• [THE PROBLEM]: Copy every line in which the string "index" occurs.

• [RECORDED DATA]:

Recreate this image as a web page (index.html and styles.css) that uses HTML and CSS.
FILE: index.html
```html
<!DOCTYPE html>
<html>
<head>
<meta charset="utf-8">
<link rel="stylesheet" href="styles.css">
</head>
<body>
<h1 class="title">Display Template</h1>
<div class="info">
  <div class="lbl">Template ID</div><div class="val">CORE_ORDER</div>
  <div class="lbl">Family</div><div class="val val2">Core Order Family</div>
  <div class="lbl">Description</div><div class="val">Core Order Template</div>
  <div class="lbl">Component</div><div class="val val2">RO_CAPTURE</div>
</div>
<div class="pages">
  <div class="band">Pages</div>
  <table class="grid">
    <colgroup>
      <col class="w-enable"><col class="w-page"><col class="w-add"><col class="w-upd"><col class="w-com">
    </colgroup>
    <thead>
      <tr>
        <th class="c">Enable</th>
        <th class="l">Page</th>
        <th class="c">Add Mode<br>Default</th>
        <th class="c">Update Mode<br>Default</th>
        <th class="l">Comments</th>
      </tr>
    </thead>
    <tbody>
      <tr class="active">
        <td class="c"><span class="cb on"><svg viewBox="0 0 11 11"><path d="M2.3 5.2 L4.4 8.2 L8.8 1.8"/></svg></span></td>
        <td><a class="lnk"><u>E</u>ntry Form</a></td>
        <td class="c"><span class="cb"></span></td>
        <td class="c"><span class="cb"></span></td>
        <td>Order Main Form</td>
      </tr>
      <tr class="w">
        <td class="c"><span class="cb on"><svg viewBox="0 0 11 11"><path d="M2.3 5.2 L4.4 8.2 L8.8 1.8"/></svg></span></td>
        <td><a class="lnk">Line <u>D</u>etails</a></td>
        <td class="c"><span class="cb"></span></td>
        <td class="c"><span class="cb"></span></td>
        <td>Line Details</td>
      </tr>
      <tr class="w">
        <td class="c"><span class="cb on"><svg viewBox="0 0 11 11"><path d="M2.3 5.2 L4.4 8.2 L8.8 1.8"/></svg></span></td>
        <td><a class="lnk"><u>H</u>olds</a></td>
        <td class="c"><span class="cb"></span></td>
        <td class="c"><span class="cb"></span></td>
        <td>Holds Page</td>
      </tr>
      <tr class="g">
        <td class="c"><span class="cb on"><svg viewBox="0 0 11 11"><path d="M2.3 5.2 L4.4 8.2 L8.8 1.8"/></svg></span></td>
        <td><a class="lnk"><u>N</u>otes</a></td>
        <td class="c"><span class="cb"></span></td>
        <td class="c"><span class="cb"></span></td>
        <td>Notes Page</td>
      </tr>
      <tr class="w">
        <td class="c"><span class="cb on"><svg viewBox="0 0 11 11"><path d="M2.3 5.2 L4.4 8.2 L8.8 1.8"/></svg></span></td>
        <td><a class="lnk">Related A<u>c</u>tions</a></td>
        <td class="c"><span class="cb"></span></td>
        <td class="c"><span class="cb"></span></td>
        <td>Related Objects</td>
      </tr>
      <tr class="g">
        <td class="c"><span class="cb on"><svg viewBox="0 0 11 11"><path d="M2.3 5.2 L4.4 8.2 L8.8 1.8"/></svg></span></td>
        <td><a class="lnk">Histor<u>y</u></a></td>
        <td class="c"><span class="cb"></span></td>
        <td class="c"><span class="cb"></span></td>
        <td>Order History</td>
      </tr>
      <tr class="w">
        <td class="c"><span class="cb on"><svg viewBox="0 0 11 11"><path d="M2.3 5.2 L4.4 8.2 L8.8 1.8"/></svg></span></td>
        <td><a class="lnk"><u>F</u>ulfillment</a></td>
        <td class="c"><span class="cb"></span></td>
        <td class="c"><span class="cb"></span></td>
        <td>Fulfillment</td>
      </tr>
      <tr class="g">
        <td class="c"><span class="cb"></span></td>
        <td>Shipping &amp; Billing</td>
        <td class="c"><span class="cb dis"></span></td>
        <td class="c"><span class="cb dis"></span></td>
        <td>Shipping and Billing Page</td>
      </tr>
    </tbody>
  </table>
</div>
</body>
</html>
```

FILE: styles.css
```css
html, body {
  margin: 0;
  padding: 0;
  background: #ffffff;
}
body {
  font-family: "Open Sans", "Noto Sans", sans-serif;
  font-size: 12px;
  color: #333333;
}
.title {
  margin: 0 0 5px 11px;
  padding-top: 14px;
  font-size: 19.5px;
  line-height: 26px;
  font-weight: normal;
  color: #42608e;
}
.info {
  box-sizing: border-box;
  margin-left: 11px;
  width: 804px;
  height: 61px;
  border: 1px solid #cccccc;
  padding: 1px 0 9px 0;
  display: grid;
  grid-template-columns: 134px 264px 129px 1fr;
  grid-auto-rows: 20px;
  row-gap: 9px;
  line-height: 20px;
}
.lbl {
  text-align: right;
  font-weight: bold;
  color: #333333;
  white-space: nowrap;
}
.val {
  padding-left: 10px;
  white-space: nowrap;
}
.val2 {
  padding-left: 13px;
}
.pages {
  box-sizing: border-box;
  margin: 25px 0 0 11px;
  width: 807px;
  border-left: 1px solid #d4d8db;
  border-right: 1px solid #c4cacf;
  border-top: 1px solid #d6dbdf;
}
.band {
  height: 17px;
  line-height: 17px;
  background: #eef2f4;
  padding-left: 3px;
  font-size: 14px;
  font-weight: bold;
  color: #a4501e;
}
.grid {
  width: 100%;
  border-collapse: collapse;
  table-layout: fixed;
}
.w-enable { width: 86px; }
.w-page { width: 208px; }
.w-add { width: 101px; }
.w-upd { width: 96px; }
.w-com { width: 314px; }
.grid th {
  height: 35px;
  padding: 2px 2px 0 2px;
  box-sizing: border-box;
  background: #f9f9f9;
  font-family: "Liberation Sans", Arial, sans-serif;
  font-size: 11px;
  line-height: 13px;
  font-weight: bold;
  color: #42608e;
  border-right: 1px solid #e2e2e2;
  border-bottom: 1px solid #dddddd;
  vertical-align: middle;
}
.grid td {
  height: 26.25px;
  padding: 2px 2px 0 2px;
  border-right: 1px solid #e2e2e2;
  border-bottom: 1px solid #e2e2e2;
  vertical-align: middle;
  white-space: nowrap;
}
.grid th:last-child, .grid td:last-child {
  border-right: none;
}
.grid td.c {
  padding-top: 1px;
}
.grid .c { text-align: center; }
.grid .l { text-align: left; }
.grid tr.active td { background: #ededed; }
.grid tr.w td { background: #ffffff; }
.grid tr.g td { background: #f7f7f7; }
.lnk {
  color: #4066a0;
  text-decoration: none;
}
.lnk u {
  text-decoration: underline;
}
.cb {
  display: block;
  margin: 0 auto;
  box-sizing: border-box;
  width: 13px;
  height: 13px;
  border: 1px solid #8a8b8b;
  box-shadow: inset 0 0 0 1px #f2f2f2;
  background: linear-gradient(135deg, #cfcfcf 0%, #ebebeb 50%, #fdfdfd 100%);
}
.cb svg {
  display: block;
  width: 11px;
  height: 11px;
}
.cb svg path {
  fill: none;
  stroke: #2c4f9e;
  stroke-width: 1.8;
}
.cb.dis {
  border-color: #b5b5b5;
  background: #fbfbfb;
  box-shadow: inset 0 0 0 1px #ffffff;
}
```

• [SOLVED PROBLEM]:
Recreate this image as a web page (index.html and styles.css) that uses HTML and CSS.
FILE: index.html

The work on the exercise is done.